The findings were dire: 11 out of 12 Body Parts are underperforming. Armenian churches in the U.S. are operating without measurable impact in critical areas and are performing in the bottom decile of their peer groups.  In short, the Church is structured for a world that no longer exists.

To address this, Khachkar Studios is partnering with up to 37 pilot churches and ministries.  Each will receive between $300,000 and $400,000 in multi-year support to execute targeted reforms chosen from an eight-activity menu.  These include launching high value-add role model led digital storytelling teams, building online Bible literacy platforms, creating explainer video series, and redesigning lay leadership tracks for modern relevance.

But this isn’t a passive grant program.  Each participating church will be paired with a dedicated senior management team, contributing 5,000 hours of implementation support.  These experts will help design performance dashboards, guide change management, and troubleshoot real-time challenges to keep the reform on track.

Success will be measured against three main benchmarks.

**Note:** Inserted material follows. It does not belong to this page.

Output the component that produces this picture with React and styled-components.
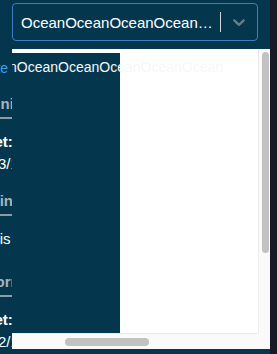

First, to double weekly church attendance from 12,894 to 27,847. Second, to increase daily Bible readership from 1,000 to 41,423—a transformational leap toward personal spiritual engagement. Third, achieve a 6.1x SROI (social return on investment).

To amplify these reforms, Khachkar’s “Good News” initiative will generate Christian digital content at a scale 25 times greater than all Armenian religious institutions in the U.S. combined.  Designed with micro-group targeting, the content will include seven “Good News” workstreams:  1. Short-clips, 2. Podcasts, 3. Analyses, 4. Written Content, 5. Events, 6. News, and 7. Music.—all designed to break through the noise of daily life and reach the heart of digital users.

Khachkar’s message is clear: the Armenian Church can survive—but only if it evolves.  And with $100 million, a proven model, and deep structural support, evolution is finally on the table.